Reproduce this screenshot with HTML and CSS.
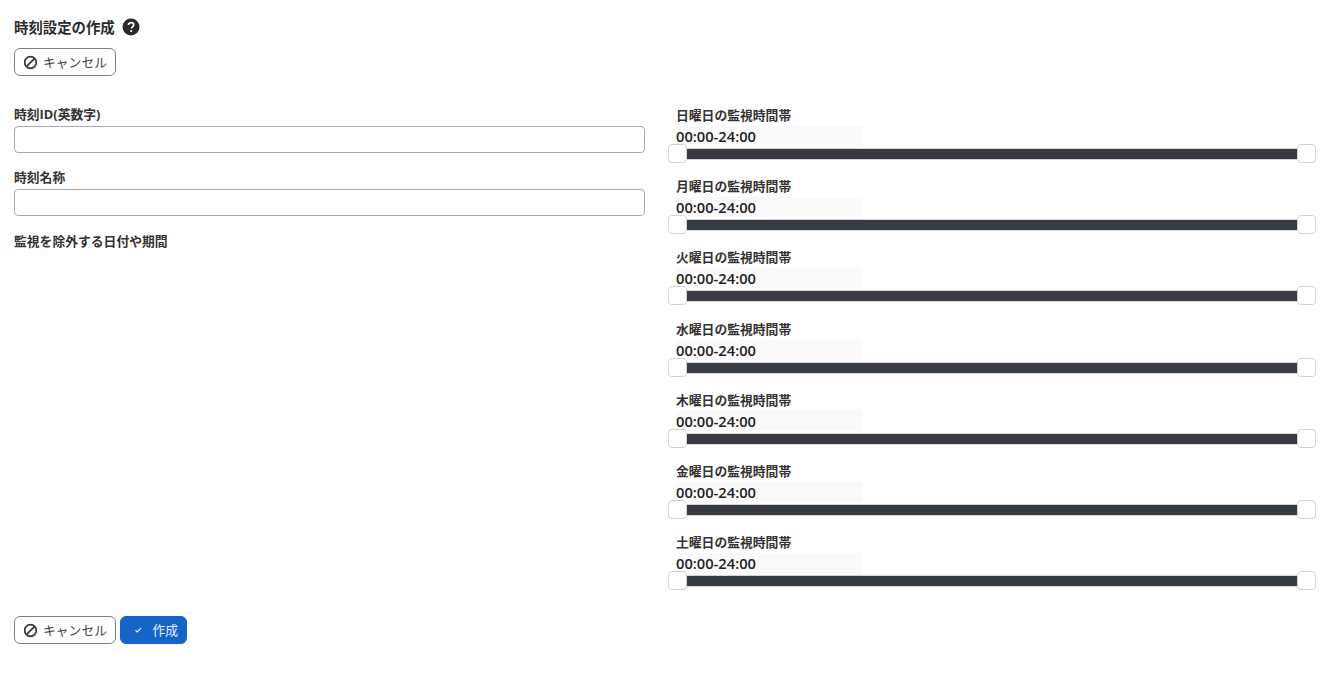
FILE: index.html
```html
<!DOCTYPE html>
<html lang="ja">

<head>
	<meta charset="UTF-8">
	<title>時刻設定の作成</title>
	<link rel="stylesheet" href="styles.css">
</head>

<body>
	<div class="page-title">
		<h1>時刻設定の作成</h1>
		<svg class="help-icon" viewBox="0 0 18 18" width="18" height="18">
			<circle cx="9" cy="9" r="8.5" fill="#2b2b2b"/>
			<path d="M6.4 7.1c0-1.5 1.1-2.5 2.7-2.5s2.6 1 2.6 2.2c0 1-.5 1.5-1.3 2.1-.7.5-.9.8-.9 1.5" fill="none" stroke="#fff" stroke-width="1.7"/>
			<circle cx="9.2" cy="13" r="1.1" fill="#fff"/>
		</svg>
	</div>

	<div class="top-actions">
		<button class="btn btn-outline">
			<svg class="btn-icon" viewBox="0 0 16 16" width="15" height="15">
				<circle cx="8" cy="8" r="6.2" fill="none" stroke="#333" stroke-width="1.8"/>
				<path d="M3.8 12.2 12.2 3.8" stroke="#333" stroke-width="1.8"/>
			</svg>
			<span class="btn-text">キャンセル</span>
		</button>
	</div>

	<div class="form-grid">
		<div class="form-left">
			<div class="field">
				<label>時刻ID(英数字)</label>
				<input type="text" class="text-input">
			</div>
			<div class="field">
				<label>時刻名称</label>
				<input type="text" class="text-input">
			</div>
			<div class="field field-dates">
				<label>監視を除外する日付や期間</label>
			</div>
		</div>

		<div class="form-right">
			<div class="day-row">
				<label>日曜日の監視時間帯</label>
				<div class="time-value">00:00-24:00</div>
				<div class="slider"><span class="handle"></span><span class="track"></span><span class="handle"></span></div>
			</div>
			<div class="day-row">
				<label>月曜日の監視時間帯</label>
				<div class="time-value">00:00-24:00</div>
				<div class="slider"><span class="handle"></span><span class="track"></span><span class="handle"></span></div>
			</div>
			<div class="day-row">
				<label>火曜日の監視時間帯</label>
				<div class="time-value">00:00-24:00</div>
				<div class="slider"><span class="handle"></span><span class="track"></span><span class="handle"></span></div>
			</div>
			<div class="day-row">
				<label>水曜日の監視時間帯</label>
				<div class="time-value">00:00-24:00</div>
				<div class="slider"><span class="handle"></span><span class="track"></span><span class="handle"></span></div>
			</div>
			<div class="day-row">
				<label>木曜日の監視時間帯</label>
				<div class="time-value">00:00-24:00</div>
				<div class="slider"><span class="handle"></span><span class="track"></span><span class="handle"></span></div>
			</div>
			<div class="day-row">
				<label>金曜日の監視時間帯</label>
				<div class="time-value">00:00-24:00</div>
				<div class="slider"><span class="handle"></span><span class="track"></span><span class="handle"></span></div>
			</div>
			<div class="day-row">
				<label>土曜日の監視時間帯</label>
				<div class="time-value">00:00-24:00</div>
				<div class="slider"><span class="handle"></span><span class="track"></span><span class="handle"></span></div>
			</div>
		</div>
	</div>

	<div class="bottom-actions">
		<button class="btn btn-outline">
			<svg class="btn-icon" viewBox="0 0 16 16" width="15" height="15">
				<circle cx="8" cy="8" r="6.2" fill="none" stroke="#333" stroke-width="1.8"/>
				<path d="M3.8 12.2 12.2 3.8" stroke="#333" stroke-width="1.8"/>
			</svg>
			<span class="btn-text">キャンセル</span>
		</button>
		<button class="btn btn-primary">
			<svg class="check-icon" viewBox="0 0 12 12" width="12" height="12">
				<path d="M2.2 6.4 4.8 8.8 9.8 3.4" fill="none" stroke="#fff" stroke-width="1.6"/>
			</svg>
			<span class="btn-text">作成</span>
		</button>
	</div>
</body>

</html>
```

FILE: styles.css
```css
body {
	margin: 0;
	padding: 15px 13px 0 14px;
	background-color: #fff;
	color: #333;
	font-family: "Open Sans", "Noto Sans CJK JP", sans-serif;
	font-size: 13px;
}

.page-title {
	display: flex;
	align-items: center;
	gap: 7px;
	height: 24px;
}

h1 {
	margin: 0 0 2px 0;
	font-size: 14.4px;
	font-weight: 700;
	color: #2b2b2b;
}

.top-actions {
	margin-top: 9px;
}

.btn {
	display: inline-flex;
	align-items: center;
	height: 28px;
	box-sizing: border-box;
	padding: 0 8px;
	border-radius: 6px;
	font-family: inherit;
	font-size: 12.8px;
	white-space: nowrap;
	cursor: pointer;
}

.btn-text {
	margin-bottom: 2px;
}

.btn-outline {
	width: 102px;
	border: 1px solid #808080;
	background-color: #fff;
	color: #444;
}

.btn-icon {
	margin-right: 5px;
}

.btn-primary {
	width: 67px;
	padding-left: 13px;
	border: 1px solid #1565c8;
	background-color: #1565c8;
	color: #e8f0fa;
}

.check-icon {
	margin-right: 10px;
}

.form-grid {
	display: grid;
	grid-template-columns: 631px 648px;
	column-gap: 23px;
	margin-top: 29px;
}

label {
	display: block;
	height: 21px;
	font-size: 12.8px;
	font-weight: 700;
	line-height: 19px;
	color: #333;
}

.field {
	margin-bottom: 15px;
}

.field-dates {
	padding-top: 1px;
}

.text-input {
	display: block;
	width: 100%;
	height: 27px;
	box-sizing: border-box;
	margin: 0;
	border: 1px solid #a9a9a9;
	border-radius: 4px;
	background-color: #fff;
}

.day-row {
	height: 71.2px;
}

.day-row label {
	margin-left: 8px;
	line-height: 20px;
}

.time-value {
	width: 186px;
	height: 20px;
	margin-left: 8px;
	background-color: #fafafa;
	font-size: 14.7px;
	font-weight: 600;
	line-height: 20px;
	color: #222;
}

.slider {
	display: flex;
	align-items: center;
	height: 19px;
	margin-top: -2px;
}

.track {
	flex: 1;
	height: 12px;
	margin-top: 1px;
	box-sizing: border-box;
	border: 1px solid #d5d5d5;
	border-width: 1px 0;
	background-color: #373c43;
}

.handle {
	width: 19px;
	height: 19px;
	box-sizing: border-box;
	border: 1px solid #d3d3d3;
	border-radius: 4px;
	background-color: #fff;
}

.bottom-actions {
	display: flex;
	gap: 4px;
	margin-top: 13px;
}
```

::::

▸ **EXERCISE AIM**
Return the material word for word. Pictures are not part of the copy.

▸ **IN RESPONSE**
Reproduce this screenshot with HTML and CSS.
FILE: index.html
```html
<!DOCTYPE html>
<html lang="ja">

<head>
	<meta charset="UTF-8">
	<title>時刻設定の作成</title>
	<link rel="stylesheet" href="styles.css">
</head>

<body>
	<div class="page-title">
		<h1>時刻設定の作成</h1>
		<svg class="help-icon" viewBox="0 0 18 18" width="18" height="18">
			<circle cx="9" cy="9" r="8.5" fill="#2b2b2b"/>
			<path d="M6.4 7.1c0-1.5 1.1-2.5 2.7-2.5s2.6 1 2.6 2.2c0 1-.5 1.5-1.3 2.1-.7.5-.9.8-.9 1.5" fill="none" stroke="#fff" stroke-width="1.7"/>
			<circle cx="9.2" cy="13" r="1.1" fill="#fff"/>
		</svg>
	</div>

	<div class="top-actions">
		<button class="btn btn-outline">
			<svg class="btn-icon" viewBox="0 0 16 16" width="15" height="15">
				<circle cx="8" cy="8" r="6.2" fill="none" stroke="#333" stroke-width="1.8"/>
				<path d="M3.8 12.2 12.2 3.8" stroke="#333" stroke-width="1.8"/>
			</svg>
			<span class="btn-text">キャンセル</span>
		</button>
	</div>

	<div class="form-grid">
		<div class="form-left">
			<div class="field">
				<label>時刻ID(英数字)</label>
				<input type="text" class="text-input">
			</div>
			<div class="field">
				<label>時刻名称</label>
				<input type="text" class="text-input">
			</div>
			<div class="field field-dates">
				<label>監視を除外する日付や期間</label>
			</div>
		</div>

		<div class="form-right">
			<div class="day-row">
				<label>日曜日の監視時間帯</label>
				<div class="time-value">00:00-24:00</div>
				<div class="slider"><span class="handle"></span><span class="track"></span><span class="handle"></span></div>
			</div>
			<div class="day-row">
				<label>月曜日の監視時間帯</label>
				<div class="time-value">00:00-24:00</div>
				<div class="slider"><span class="handle"></span><span class="track"></span><span class="handle"></span></div>
			</div>
			<div class="day-row">
				<label>火曜日の監視時間帯</label>
				<div class="time-value">00:00-24:00</div>
				<div class="slider"><span class="handle"></span><span class="track"></span><span class="handle"></span></div>
			</div>
			<div class="day-row">
				<label>水曜日の監視時間帯</label>
				<div class="time-value">00:00-24:00</div>
				<div class="slider"><span class="handle"></span><span class="track"></span><span class="handle"></span></div>
			</div>
			<div class="day-row">
				<label>木曜日の監視時間帯</label>
				<div class="time-value">00:00-24:00</div>
				<div class="slider"><span class="handle"></span><span class="track"></span><span class="handle"></span></div>
			</div>
			<div class="day-row">
				<label>金曜日の監視時間帯</label>
				<div class="time-value">00:00-24:00</div>
				<div class="slider"><span class="handle"></span><span class="track"></span><span class="handle"></span></div>
			</div>
			<div class="day-row">
				<label>土曜日の監視時間帯</label>
				<div class="time-value">00:00-24:00</div>
				<div class="slider"><span class="handle"></span><span class="track"></span><span class="handle"></span></div>
			</div>
		</div>
	</div>

	<div class="bottom-actions">
		<button class="btn btn-outline">
			<svg class="btn-icon" viewBox="0 0 16 16" width="15" height="15">
				<circle cx="8" cy="8" r="6.2" fill="none" stroke="#333" stroke-width="1.8"/>
				<path d="M3.8 12.2 12.2 3.8" stroke="#333" stroke-width="1.8"/>
			</svg>
			<span class="btn-text">キャンセル</span>
		</button>
		<button class="btn btn-primary">
			<svg class="check-icon" viewBox="0 0 12 12" width="12" height="12">
				<path d="M2.2 6.4 4.8 8.8 9.8 3.4" fill="none" stroke="#fff" stroke-width="1.6"/>
			</svg>
			<span class="btn-text">作成</span>
		</button>
	</div>
</body>

</html>
```

FILE: styles.css
```css
body {
	margin: 0;
	padding: 15px 13px 0 14px;
	background-color: #fff;
	color: #333;
	font-family: "Open Sans", "Noto Sans CJK JP", sans-serif;
	font-size: 13px;
}

.page-title {
	display: flex;
	align-items: center;
	gap: 7px;
	height: 24px;
}

h1 {
	margin: 0 0 2px 0;
	font-size: 14.4px;
	font-weight: 700;
	color: #2b2b2b;
}

.top-actions {
	margin-top: 9px;
}

.btn {
	display: inline-flex;
	align-items: center;
	height: 28px;
	box-sizing: border-box;
	padding: 0 8px;
	border-radius: 6px;
	font-family: inherit;
	font-size: 12.8px;
	white-space: nowrap;
	cursor: pointer;
}

.btn-text {
	margin-bottom: 2px;
}

.btn-outline {
	width: 102px;
	border: 1px solid #808080;
	background-color: #fff;
	color: #444;
}

.btn-icon {
	margin-right: 5px;
}

.btn-primary {
	width: 67px;
	padding-left: 13px;
	border: 1px solid #1565c8;
	background-color: #1565c8;
	color: #e8f0fa;
}

.check-icon {
	margin-right: 10px;
}

.form-grid {
	display: grid;
	grid-template-columns: 631px 648px;
	column-gap: 23px;
	margin-top: 29px;
}

label {
	display: block;
	height: 21px;
	font-size: 12.8px;
	font-weight: 700;
	line-height: 19px;
	color: #333;
}

.field {
	margin-bottom: 15px;
}

.field-dates {
	padding-top: 1px;
}

.text-input {
	display: block;
	width: 100%;
	height: 27px;
	box-sizing: border-box;
	margin: 0;
	border: 1px solid #a9a9a9;
	border-radius: 4px;
	background-color: #fff;
}

.day-row {
	height: 71.2px;
}

.day-row label {
	margin-left: 8px;
	line-height: 20px;
}

.time-value {
	width: 186px;
	height: 20px;
	margin-left: 8px;
	background-color: #fafafa;
	font-size: 14.7px;
	font-weight: 600;
	line-height: 20px;
	color: #222;
}

.slider {
	display: flex;
	align-items: center;
	height: 19px;
	margin-top: -2px;
}

.track {
	flex: 1;
	height: 12px;
	margin-top: 1px;
	box-sizing: border-box;
	border: 1px solid #d5d5d5;
	border-width: 1px 0;
	background-color: #373c43;
}

.handle {
	width: 19px;
	height: 19px;
	box-sizing: border-box;
	border: 1px solid #d3d3d3;
	border-radius: 4px;
	background-color: #fff;
}

.bottom-actions {
	display: flex;
	gap: 4px;
	margin-top: 13px;
}
```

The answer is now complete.